=== TASK DATA ===

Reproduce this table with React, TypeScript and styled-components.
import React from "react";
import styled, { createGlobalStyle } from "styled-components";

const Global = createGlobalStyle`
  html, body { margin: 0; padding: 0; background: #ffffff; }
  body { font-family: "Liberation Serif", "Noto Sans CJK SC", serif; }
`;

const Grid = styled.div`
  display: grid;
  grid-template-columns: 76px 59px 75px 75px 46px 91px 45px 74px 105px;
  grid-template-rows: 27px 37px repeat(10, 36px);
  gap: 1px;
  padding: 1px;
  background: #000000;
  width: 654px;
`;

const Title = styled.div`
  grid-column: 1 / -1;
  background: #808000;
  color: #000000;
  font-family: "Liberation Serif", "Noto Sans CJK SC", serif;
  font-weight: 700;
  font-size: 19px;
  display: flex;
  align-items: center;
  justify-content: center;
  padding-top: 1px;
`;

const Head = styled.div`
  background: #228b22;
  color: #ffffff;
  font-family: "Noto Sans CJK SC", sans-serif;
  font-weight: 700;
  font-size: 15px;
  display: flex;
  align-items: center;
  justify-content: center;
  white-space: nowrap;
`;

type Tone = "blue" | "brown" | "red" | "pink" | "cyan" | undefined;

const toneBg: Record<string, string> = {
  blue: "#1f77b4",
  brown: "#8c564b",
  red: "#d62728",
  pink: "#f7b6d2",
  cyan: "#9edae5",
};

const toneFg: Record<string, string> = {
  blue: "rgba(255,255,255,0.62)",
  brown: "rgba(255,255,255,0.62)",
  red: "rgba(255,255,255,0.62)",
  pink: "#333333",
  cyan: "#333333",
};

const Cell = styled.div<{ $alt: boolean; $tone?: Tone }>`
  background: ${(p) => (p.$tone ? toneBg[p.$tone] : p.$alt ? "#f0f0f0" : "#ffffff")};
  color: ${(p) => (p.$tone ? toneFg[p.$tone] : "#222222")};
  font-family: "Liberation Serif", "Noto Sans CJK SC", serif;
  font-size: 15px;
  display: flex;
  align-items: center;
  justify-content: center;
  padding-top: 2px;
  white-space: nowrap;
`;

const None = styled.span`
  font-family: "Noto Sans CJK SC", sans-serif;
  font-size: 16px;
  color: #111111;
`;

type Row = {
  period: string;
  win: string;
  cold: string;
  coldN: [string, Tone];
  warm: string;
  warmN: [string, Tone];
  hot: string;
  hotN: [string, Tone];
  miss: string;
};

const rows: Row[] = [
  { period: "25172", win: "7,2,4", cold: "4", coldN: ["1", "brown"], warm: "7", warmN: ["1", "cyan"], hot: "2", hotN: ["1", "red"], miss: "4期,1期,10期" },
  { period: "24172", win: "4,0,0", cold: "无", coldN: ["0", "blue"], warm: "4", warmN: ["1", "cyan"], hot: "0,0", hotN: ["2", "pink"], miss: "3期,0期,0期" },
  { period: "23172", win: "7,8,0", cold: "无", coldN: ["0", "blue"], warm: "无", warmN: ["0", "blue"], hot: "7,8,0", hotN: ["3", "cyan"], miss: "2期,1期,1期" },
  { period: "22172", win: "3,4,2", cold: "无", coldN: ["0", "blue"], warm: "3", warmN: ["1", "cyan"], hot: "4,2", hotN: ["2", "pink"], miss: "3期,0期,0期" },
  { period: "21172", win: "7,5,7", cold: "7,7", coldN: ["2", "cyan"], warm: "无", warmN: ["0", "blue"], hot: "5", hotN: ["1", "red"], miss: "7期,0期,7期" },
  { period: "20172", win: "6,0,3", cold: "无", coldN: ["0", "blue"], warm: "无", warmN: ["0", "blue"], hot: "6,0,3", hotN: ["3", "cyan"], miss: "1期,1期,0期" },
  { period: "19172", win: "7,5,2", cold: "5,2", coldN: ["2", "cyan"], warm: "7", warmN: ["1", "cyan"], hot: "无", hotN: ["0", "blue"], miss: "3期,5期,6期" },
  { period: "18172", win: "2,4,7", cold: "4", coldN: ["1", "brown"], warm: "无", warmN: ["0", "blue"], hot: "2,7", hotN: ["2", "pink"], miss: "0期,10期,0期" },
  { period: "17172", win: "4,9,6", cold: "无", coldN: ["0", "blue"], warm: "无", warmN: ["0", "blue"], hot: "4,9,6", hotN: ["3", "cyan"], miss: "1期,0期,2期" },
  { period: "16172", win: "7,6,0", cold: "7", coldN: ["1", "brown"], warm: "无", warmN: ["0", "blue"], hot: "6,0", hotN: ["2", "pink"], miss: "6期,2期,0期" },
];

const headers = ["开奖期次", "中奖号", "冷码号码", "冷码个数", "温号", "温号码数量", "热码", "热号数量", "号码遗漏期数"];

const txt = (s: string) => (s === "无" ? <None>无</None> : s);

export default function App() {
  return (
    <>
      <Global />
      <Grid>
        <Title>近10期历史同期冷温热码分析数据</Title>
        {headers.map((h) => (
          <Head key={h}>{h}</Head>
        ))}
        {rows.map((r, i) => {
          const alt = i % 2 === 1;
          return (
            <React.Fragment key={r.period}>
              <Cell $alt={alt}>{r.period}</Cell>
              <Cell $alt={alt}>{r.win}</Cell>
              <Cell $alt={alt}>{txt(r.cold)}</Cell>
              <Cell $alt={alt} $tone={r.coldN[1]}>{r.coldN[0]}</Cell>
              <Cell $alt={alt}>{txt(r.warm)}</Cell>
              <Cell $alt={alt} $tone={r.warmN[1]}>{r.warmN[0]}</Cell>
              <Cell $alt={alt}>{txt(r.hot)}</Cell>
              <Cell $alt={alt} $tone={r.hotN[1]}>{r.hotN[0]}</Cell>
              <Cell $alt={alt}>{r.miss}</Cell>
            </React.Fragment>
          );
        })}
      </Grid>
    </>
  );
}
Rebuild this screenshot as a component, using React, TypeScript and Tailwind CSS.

===

* [WHAT TO PRODUCE]:
Count the lines in the records above that contain the word "React", and reply with only that number.

* [RESULT]:
5